Изменить размер шрифта - +

    Марина остановилась перед дверью, оклеенной полимерной пленкой, что должна была придавать ей сходство со свежеоструганной доской. Выглядело это совершенно нелепо. Возле дверной ручки и прорези замка рисунок вытерся, осталась лишь бледно-розовая пластиковая подложка – все равно что нежная кожица на месте недавно затянувшейся ссадины. Не выпуская из руки локоть Геннадия Павловича, Марина вставила ключ в прорезь замка, быстро повернула его и чуть приоткрыла дверь – ровно настолько, чтобы в нее можно было проскользнуть боком.

    – Скорее!

    Марина глянула в конец коридора и вновь нетерпеливо дернула Геннадия Павловича за локоть.

    – А бабушка? – немного растерянно спросил Геннадий Павлович.

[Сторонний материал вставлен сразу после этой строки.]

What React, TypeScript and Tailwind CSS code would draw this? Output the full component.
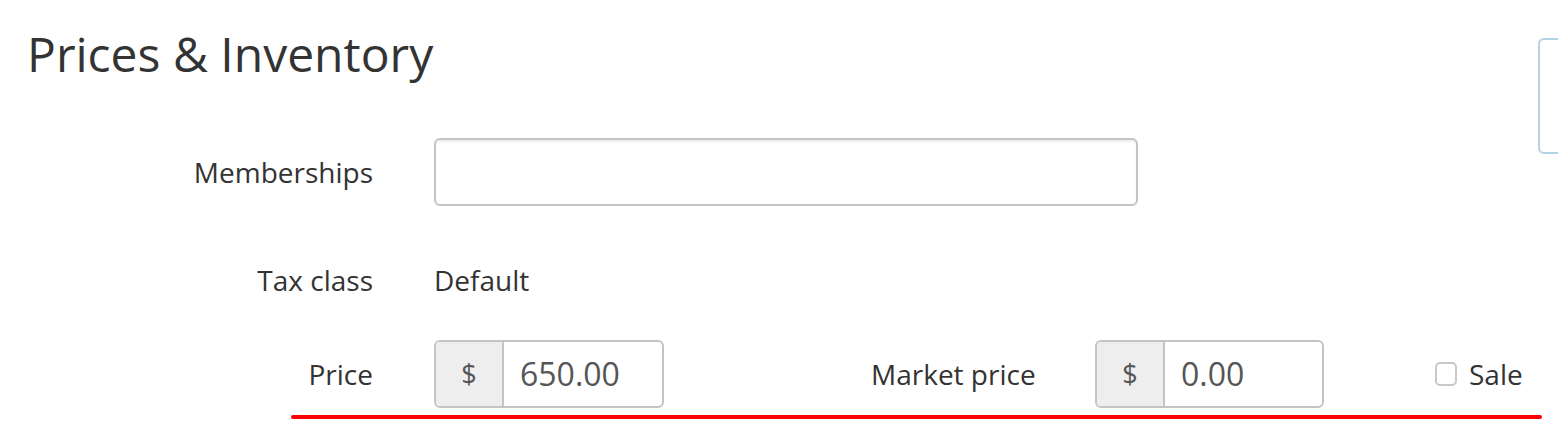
export default function App() {
  return (
    <div
      className="relative h-[438px] w-[1558px] overflow-hidden bg-white text-[#333]"
      style={{ fontFamily: '"Open Sans", sans-serif' }}
    >
      {/* side panel edge */}
      <div className="absolute left-[1538px] top-[38px] h-[116px] w-[60px] rounded-[6px] border-2 border-[#b3d5e6]" />

      <h1 className="pl-[27px] pt-[22px] text-[48px] font-normal leading-[64px] text-[#333]">
        Prices &amp; Inventory
      </h1>

      <div className="mt-[52px] flex items-center">
        <label className="w-[373px] text-right text-[28px] leading-[36px]">Memberships</label>
        <div className="ml-[61px] h-[68px] w-[704px] rounded-[6px] border-2 border-[#c4c4c4] bg-white shadow-[inset_0_2px_2px_rgba(0,0,0,0.07)]" />
      </div>

      <div className="mt-[56px] flex h-[36px] items-center">
        <label className="w-[373px] text-right text-[28px] leading-[36px]">Tax class</label>
        <span className="ml-[61px] text-[28px] leading-[36px]">Default</span>
      </div>

      <div className="mt-[42px] flex items-center">
        <label className="w-[373px] text-right text-[28px] leading-[36px]">Price</label>
        <div className="ml-[61px] flex h-[68px] w-[230px] overflow-hidden rounded-[6px] border-2 border-[#c4c4c4]">
          <span className="flex w-[68px] items-center justify-center border-r-2 border-[#c4c4c4] bg-[#eeeeee] text-[27px] text-[#555]">
            $
          </span>
          <span className="flex flex-1 items-center pl-[16px] text-[32px] text-[#555]">650.00</span>
        </div>
        <label className="ml-[207px] w-[163px] whitespace-nowrap text-right text-[28px] leading-[36px]">
          Market price
        </label>
        <div className="ml-[61px] flex h-[68px] w-[229px] overflow-hidden rounded-[6px] border-2 border-[#c4c4c4]">
          <span className="flex w-[68px] items-center justify-center border-r-2 border-[#c4c4c4] bg-[#eeeeee] text-[27px] text-[#555]">
            $
          </span>
          <span className="flex flex-1 items-center pl-[16px] text-[32px] text-[#555]">0.00</span>
        </div>
        <label className="ml-[111px] flex items-center gap-[12px] text-[28px] leading-[36px]">
          <span className="h-[24px] w-[22px] rounded-[5px] border-2 border-[#c8c8c8] bg-white" />
          Sale
        </label>
      </div>

      {/* red underline annotation */}
      <div className="absolute left-[291px] top-[415px] h-[4px] w-[1251px] rounded-full bg-[#f00]" />
    </div>
  );
}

    – Бабушка старая, ей все равно.

    Ситуация все отчетливее приобретала черты некой абсурдной пьесы без начала и конца, смысл которой заключался не в действии, а именно в отсутствии каких-либо действий со стороны участников спектакля, когда каждая произнесенная фраза несла в себе не одну и не две, а три-четыре смысловые трактовки, разобраться в которых мог разве что только искушенный критик, умеющий найти в обрывочных репликах персонажей нечто такое, что не приходило в голову самому ее создателю. Геннадий Павлович себя к знатокам современного театра не относил. Мысль, мелькнувшую у него в голове в ответ на последнюю реплику Марины, можно было бы озвучить примерно так: нужно уходить. Но уходить ему не хотелось. А переступить порог комнаты, у двери которой они стояли, было почему-то боязно.

    – Геннадий Павлович! – с отчаянием во взгляде посмотрела на Калихина Марина.

    Геннадий Павлович ничего не успел ответить. В пустом, словно вымершем коридоре отчетливо прозвучал сухой щелчок замка входной двери, – как будто ореховую скорлупу кто-то над самым ухом раздавил. Лицо Марины сделалось бледным, словно присыпанное мукой, и даже как будто несколько вытянулось.

    Геннадий Павлович и сам не понял, что произошло потом, – не то Марина толкнула его так, что он влетел в комнату, не то он сам, испугавшись явления новых действующих лиц странного спектакля, участником которого он стал помимо собственной воли, юркнул за дверь.

    Комната была почти точной копией той, в которой он жил. Желтые, в мелкий белый цветочек обои, две узкие кровати у противоположных стен, торшер с желтым колпаком возле той, что была застелена, встроенный платяной шкаф, полукруглый стол у окна, пара стульев и низенький комод темного дерева с двумя створками и шестью ящичками – должно быть, из бабкиного наследства. Даже трещина пересекала потолок в том же самом месте. Вот только пятна от протечки не было.

    Марина юркнула в комнату следом за гостем. Оттянув язычок замка, она бесшумно прикрыла дверь и, обернувшись на Геннадия Павловича, приложила палец к губам. В ответ Геннадий Павлович попытался улыбнуться, чтобы показать, что он лично находит ситуацию забавной, но внезапно слева от него раздался глубокий, раскатистый утробный звук, не имевший аналогов среди тех, что когда-либо доводилось слышать Калихину. Звук доносился с узкой панцирной кровати, на которой, накрытое толстым ватным одеялом, лежало кажущееся безмерно огромным бочкообразное тело. Все в квартире знали, что Марина живет вместе с бабкой, которая никогда не покидает своей комнаты. Не то чтобы Геннадию Павловичу было очень интересно взглянуть на старуху, но все же, подчиняясь какому-то подсознательному извращенному влечению, заставляющему детей тыкать палкой в полуразложившуюся плоть дохлой кошки, он сделал шаг в сторону кровати. Голова бабки утопала в огромной пуховой подушке. У нее почти не было волос, а те, что оставались, прилипли к коже черепа, подобно клочьям пакли. Нос был похож на огромную гнилую картофелину.